The two solar plants are located in Extremadura, one of Spain’s core solar regions, and have been operational since 2010 and 2011. That operating history is central to the deal logic. These are mature PV assets with technical performance data, established O&M requirements, and known revenue behavior under Spain’s regulated remuneration framework. The projects benefit from a 30-year regulated scheme under RD 413/2014, with an estimated 15 to 16 years of remaining regulatory life. For an infrastructure buyer, that creates a different risk profile from merchant solar, corporate PPA-backed assets, or development-stage pipelines.

For aream, the sale represents portfolio monetization rather than a growth transaction. The assets were held through investment vehicles managed by aream Group, and the divestment allows those vehicles to crystallize value from mature renewable holdings. PwC advised aream on M&A, while Jones Day served as legal advisor. This is the type of exit that active asset managers are increasingly pursuing in Europe: recycle capital from stabilized operating assets, capture value where buyer appetite remains strong, and redeploy toward newer infrastructure strategies or higher-return opportunities.

For Merus Capital, the acquisition strengthens its regulated renewable generation platform in Spain. The buyer is adding operational PV capacity with predictable long-term cash flows, rather than taking on permitting, grid-connection, construction, or offtake negotiation risk. That choice reflects a broader capital allocation pattern in European renewables, where infrastructure investors are increasingly separating “yield assets” from “growth assets.” In this case, the commercial attraction lies in regulatory cash-flow visibility and the remaining life of the remuneration regime.

Enerdatics’ Q3 2025 analysis showed that Europe remained one of the most active renewable M&A regions, with around $7B of deal value during the quarter and continued activity in Spain across solar transactions. The same analysis highlighted that investors in Europe were prioritizing operational, grid-connected, and revenue-visible assets, while early-stage solar portfolios faced stronger scrutiny because of permitting, grid congestion, and merchant price exposure.

The valuation signal is also important. Enerdatics data indicates that operational utility-scale solar assets in Europe traded broadly between $0.8M/MW and $1.7M/MW during Q1 2024 to Q3 2025, with select tariff-backed assets reaching up to $2.3M/MW. The same report specifically noted that Spain’s pre-2013 feed-in-tariff solar assets continue to attract outsized valuations because of guaranteed, high-priced tariffs and long-term revenue visibility.

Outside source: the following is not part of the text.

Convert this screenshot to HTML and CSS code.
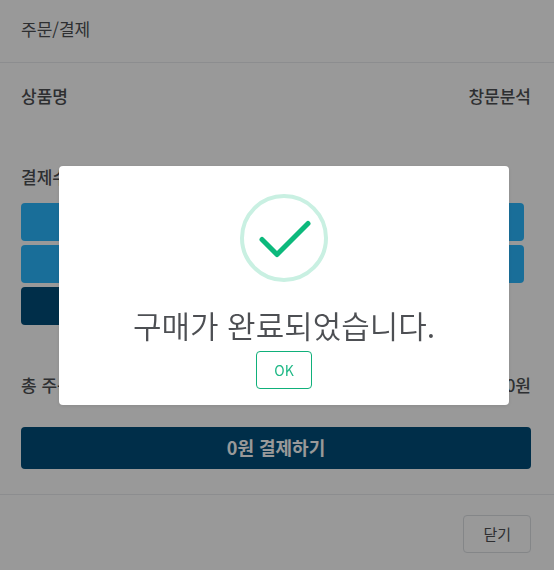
FILE: index.html
```html
<!DOCTYPE html>
<html lang="ko">
<head>
<meta charset="utf-8">
<meta name="viewport" content="width=device-width, initial-scale=1">
<title>주문/결제</title>
<link rel="stylesheet" href="styles.css">
</head>
<body>
<main class="checkout">
  <header class="checkout-header">
    <h1 class="checkout-title">주문/결제</h1>
  </header>
  <section class="checkout-body">
    <div class="row product-row">
      <span>상품명</span>
      <span>창문분석</span>
    </div>
    <h2 class="method-title">결제수단</h2>
    <div class="methods">
      <button class="method" type="button"></button>
      <button class="method" type="button"></button>
      <button class="method method-selected" type="button"></button>
    </div>
    <div class="row total-row">
      <span>총 주문금액</span>
      <span>0원</span>
    </div>
    <button class="pay" type="button">0원 결제하기</button>
  </section>
  <footer class="checkout-footer">
    <button class="close" type="button">닫기</button>
  </footer>
</main>
<div class="overlay">
  <div class="dialog" role="dialog" aria-modal="true" aria-labelledby="dialog-title">
    <svg class="success" viewBox="0 0 88 88" aria-hidden="true">
      <circle cx="44" cy="44" r="42" fill="none" stroke="#c9f0e2" stroke-width="4"/>
      <path d="M22 45.500L37 60.500L68 29.500" fill="none" stroke="#0cb97c" stroke-width="5" stroke-linecap="round" stroke-linejoin="round"/>
    </svg>
    <h2 class="dialog-title" id="dialog-title">구매가 완료되었습니다.</h2>
    <button class="ok" type="button">OK</button>
  </div>
</div>
</body>
</html>
```

FILE: styles.css
```css
* {
  box-sizing: border-box;
}

body {
  margin: 0;
  background: #fff;
  color: #4d4f53;
  font-family: "Noto Sans CJK KR", sans-serif;
  font-size: 17px;
  line-height: 24px;
}

h1,
h2 {
  margin: 0;
}

button {
  font-family: inherit;
  cursor: pointer;
}

.checkout-header {
  padding: 17px 21px 21px;
  border-bottom: 1px solid #e9ebee;
}

.checkout-title {
  font-size: 17px;
  font-weight: 400;
}

.checkout-body {
  padding: 21px 23px 25px 21px;
  border-bottom: 1px solid #e9ebee;
}

.row {
  display: flex;
  justify-content: space-between;
  font-weight: 500;
}

.product-row {
  margin-bottom: 57px;
}

.method-title {
  margin-bottom: 14px;
  font-size: 17px;
  font-weight: 500;
}

.methods {
  display: flex;
  flex-direction: column;
  gap: 4px;
  margin-right: 7px;
}

.method {
  height: 38px;
  border: 0;
  border-radius: 4px;
  background: #2bb8ff;
}

.method-selected {
  width: 50%;
  background: #004e7a;
}

.total-row {
  margin: 48px 0 30px;
}

.pay {
  width: 100%;
  height: 42px;
  padding: 0 0 2px;
  border: 0;
  border-radius: 4px;
  background: #004e7a;
  color: #fff;
  font-size: 18px;
  font-weight: 700;
}

.checkout-footer {
  display: flex;
  justify-content: flex-end;
  padding: 20px 23px 17px;
}

.close {
  height: 38px;
  padding: 0 19px 2px;
  border: 1px solid #dcdfe3;
  border-radius: 4px;
  background: #fff;
  color: #4d4f53;
  font-size: 15px;
}

.overlay {
  position: fixed;
  inset: 0;
  display: flex;
  align-items: center;
  justify-content: center;
  padding-left: 14px;
  background: rgba(0, 0, 0, 0.4);
}

.dialog {
  display: flex;
  flex-direction: column;
  align-items: center;
  width: 450px;
  max-width: 90%;
  padding: 28px 16px 16px;
  border-radius: 4px;
  background: #fff;
  box-shadow: 0 1px 4px rgba(0, 0, 0, 0.1);
}

.success {
  width: 88px;
  height: 88px;
  margin-bottom: 19px;
}

.dialog-title {
  margin-bottom: 2px;
  font-size: 31px;
  font-weight: 350;
  line-height: 48px;
}

.ok {
  height: 38px;
  padding: 0 17px;
  border: 1px solid #0fb07a;
  border-radius: 4px;
  background: #fff;
  color: #1fb886;
  font-size: 14px;
}
```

aream’s Badajoz sale fits that valuation logic, even though the transaction value was not disclosed. The portfolio’s commercial strength is not scale; at 26.3 MWp, it is a small operating package compared with GW-scale solar platform deals. Its strength is income quality. Regulated remuneration, 15 to 16 years of remaining scheme life, and a long operating record give buyers clearer underwriting visibility than new-build assets exposed to EPC cost inflation, grid delays, or merchant capture-price risk.

This matters for sellers across Spain. Owners of older regulated PV assets may find continued liquidity from infrastructure funds, family-office-backed vehicles, and specialist renewable income platforms seeking stable yield. However, sellers with aging assets also need to prove technical availability, degradation performance, regulatory compliance, and forward O&M cost control. Mature solar plants do not automatically command premium pricing; they need clean operating data and confidence that regulated revenues will remain intact through the remaining asset life.

For buyers, the transaction reinforces the value of regulated Spanish PV as a defensive acquisition theme. Merus Capital is gaining immediate operating exposure in a proven solar region, without assuming construction or development risk. But the buyer also takes on asset-age risk, including inverter replacement needs, performance degradation, and repowering decisions as the plants move closer to the end of their regulated period. The acquisition therefore requires technical underwriting as much as financial underwriting.

The forward-looking signal is that regulated and contracted Spanish solar assets will remain attractive, especially where sellers can offer clean operating history and remaining revenue visibility. Development-stage solar in Europe will continue to compete for capital on grid access, permitting certainty, and offtake structure. Mature regulated PV will compete on cash-flow durability. aream’s exit to Merus shows that, in a more selective M&A market, investors are still willing to move on smaller portfolios when the revenue framework is clear and the asset risk is measurable.